Texas, where you may need to shoot someone at any moment.
This may be the most Texas thing I have ever heard
The Lone Star State already permits teachers to have firearms in the classroom, but H.B. 868, also known as the Teacher’s Protection Act, would authorize instructors to use “force or deadly force on school property, on a school bus, or at a school-sponsored event in defense of the educator’s person or in defense of students of the school that employs the educator.” Instructors would also have the right to use deadly force “in defense of property of the school that employs the educator.” Moreover, civil immunity would be granted to those who use deadly force, meaning they would not be liable for the injury or death of student.

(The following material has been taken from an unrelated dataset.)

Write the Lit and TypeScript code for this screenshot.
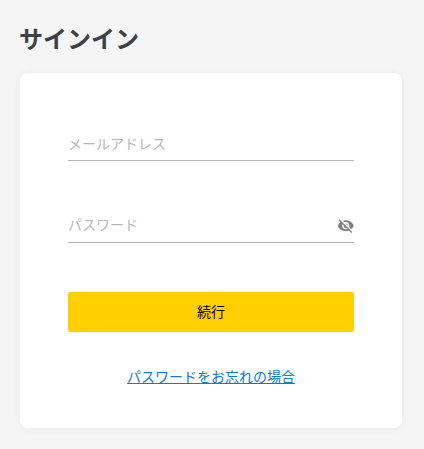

Having a teacher whip out his or her trusty sidearm to protect one's students from encroaching bears or Muslims or one of Texas's many, many other proud gun toters who may have momentarily lost one's mind
is one thing, but instructing teachers that they are to use deadly force in defense of school property and that they don't have to worry about getting sued afterwards, now that adds a whole new layer o' Texas. Presumably this new law is needed because on occasion teachers have come across students defacing school lockers and have been previously unclear on whether or not that is sufficient grounds to shoot them in the head (answer: yes!) or because little Timmy (oh, who am I kidding, little Miguel) is preparing to carve his initials into a desk and only a teacher's well-placed bullet can stop the destruction of school property that is about to occur. (This also stands to make turn-in-your-textbooks day considerably more exciting. Better hope I don't see any penned-in mustaches in your history book, you little snots.)
I'm honestly trying to come up with a scenario in which having a teacher execute someone on campus "in defense of" school "property" does not sound like the dumbest thing anyone has ever proposed, and I'm drawing a blank. Perhaps the bill's author, State Rep. Dan Flynn (R-BecauseDuh), has this sketched out in his own mind, but the rest of us may need a bit more explanation. Then again, summary execution for property crimes has been high on the Texas list of must-have laws for some time now, so expanding it to every teacher at your kid's school must no doubt be considered a perfectly logical extension.